Haibun: Kitten Photos

For Shay’s photo prompt on Sunday Muse BlogSpot. The haibun ends with a senryu and not the typical seasonal haiku.

Kitten Photos
“Taking pictures is like tiptoeing into the kitchen late at night and stealing Oreo cookies.” – Diane Arbus

Decades ago, I was a photographer. Not a taker of pretty of pictures but a paid-for-photographs-by-a-Philadelphia-newspaper. I also took autopsy photos for extra money. The photos I took were a queasy combination of the dead and food styling. Sometimes the paper would use me as a stringer and I would travel to a small town to take pics of mourners at a funeral, an exceptionally bad car wreck, or the local gardening club. Most of the time I hated my job but it paid the rent. Like most young underpaid photographers, I ate a lot of hotdogs at the Pen and Pencil – the local press club. The hotdogs swam in hot water in a slow cooker and were free. The scotch you had to pay for. I used to drink a week’s salary in scotch during this time. This temporary career choice of three years built up in me a hatred of having my picture taken and taking snapshots. People ask, why don’t you take pics of your garden or your food? Well, read what I did to pay the rent. On our 20th anniversary, my husband and I glared at the waitress who was taking our picture as we sat and waited for our dinner.
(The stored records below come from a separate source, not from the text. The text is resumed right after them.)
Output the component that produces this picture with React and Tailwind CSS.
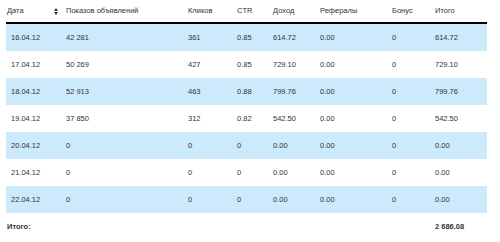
const rows = [
  ['16.04.12', '42 281', '361', '0.85', '614.72', '0.00', '0', '614.72'],
  ['17.04.12', '50 269', '427', '0.85', '729.10', '0.00', '0', '729.10'],
  ['18.04.12', '52 913', '463', '0.88', '799.76', '0.00', '0', '799.76'],
  ['19.04.12', '37 850', '312', '0.82', '542.50', '0.00', '0', '542.50'],
  ['20.04.12', '0', '0', '0', '0.00', '0.00', '0', '0.00'],
  ['21.04.12', '0', '0', '0', '0.00', '0.00', '0', '0.00'],
  ['22.04.12', '0', '0', '0', '0.00', '0.00', '0', '0.00'],
];

const cols = 'grid grid-cols-[60px_122px_49px_36px_47px_72px_43px_52px]';

function SortIcon() {
  return (
    <svg width="4" height="7" viewBox="0 0 4 7" className="ml-auto mr-[8px]">
      <path d="M2 0 L4 3 L0 3 Z M0 4 L4 4 L2 7 Z" fill="#333" />
    </svg>
  );
}

export default function App() {
  return (
    <div className="w-[500px] h-[242px] bg-white pl-[6px] text-[7.5px] text-[#333] font-['Liberation_Sans',Arial,sans-serif]">
      <div className="w-[481px]">
        {/* Header */}
        <div className={`${cols} h-[24px] items-center border-b-2 border-black`}>
          <div className="flex items-center pl-[1px]">
            <span>Дата</span>
            <SortIcon />
          </div>
          <div>Показов объявлений</div>
          <div>Кликов</div>
          <div>CTR</div>
          <div>Доход</div>
          <div>Рефералы</div>
          <div>Бонус</div>
          <div>Итого</div>
        </div>

        {rows.map((r, i) => (
          <div
            key={r[0]}
            className={`${cols} h-[27px] items-center ${i % 2 === 0 ? 'bg-[#cde9fc]' : 'bg-white'}`}
          >
            {r.map((c, j) => (
              <div key={j} className={j === 0 ? 'pl-[5px]' : ''}>{c}</div>
            ))}
          </div>
        ))}

        {/* Total */}
        <div className={`${cols} h-[28px] items-center font-bold`}>
          <div className="pl-[1px]">Итого:</div>
          <div className="col-start-8">2 686.08</div>
        </div>
      </div>
    </div>
  );
}
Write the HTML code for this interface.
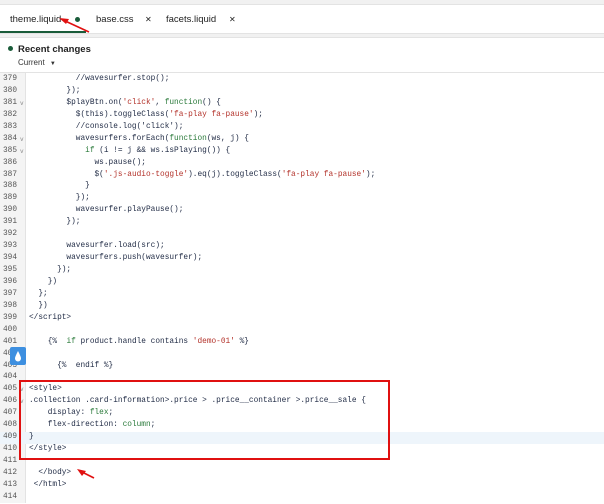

Like being a chef, being a photographer involves smoke and mirrors. Careful and precise knife work and the right ingredients. My favorite photographers were Henri Bresson and Alfred Stieglitz. They would have made great chefs I think. But I was young, a mere kitten. I learned to combine smoke and mirrors and precise knife work when I cooked. I never really caught on when I did photography. You can only put so much finesse into an autopsy photo after all. I regret the photography phase of my life – especially the phase of intruding in people’s lives. Hold still. Let me take your picture while you sit on the commode or weep for your dead mother (who was vaguely famous) or lie naked on a table waiting for the knife.
in black and white –
life doesn’t hold still

8 Comments (+add yours?)

  1. Carrie V. H.
    Feb 16, 2020 @ 16:30:37

    We are affected by our past and it is completely understandable that after what you have experienced that you would have those feelings about photography Toni. Love the Arbus quote and yes, life does not hold still.


  2. Helen
    Feb 16, 2020 @ 16:48:43

    This glimpse into your past is quite fascinating! Thank you for gifting us.


  3. Sherry Marr
    Feb 16, 2020 @ 17:04:11

    This was a fascinating read! I can see why you got turned off photography. Love the haiku, especially “life doesn’t hold still.”


  4. qbit
    Feb 16, 2020 @ 17:57:13

    “queasy combination of the dead and food styling” that is an immortal line! “You can only put so much finesse into an autopsy photo after all” is terrific as well.


  5. susanstoo
    Feb 16, 2020 @ 19:25:37

    OMG, that’s good! Did you live here in Philadelphia? Is it true? The story reveals an entire history of a moment when you want the camera out of your face. nd that haiku: newspaper black and white, trying to capture something that keeps moving. Love it!


    • kanzensakura
      Feb 16, 2020 @ 22:05:15

      Haibun are always supposed to be true; they are not flash fiction. I lived in Philly for 7 years. First in Germantown and then on Delancey Street.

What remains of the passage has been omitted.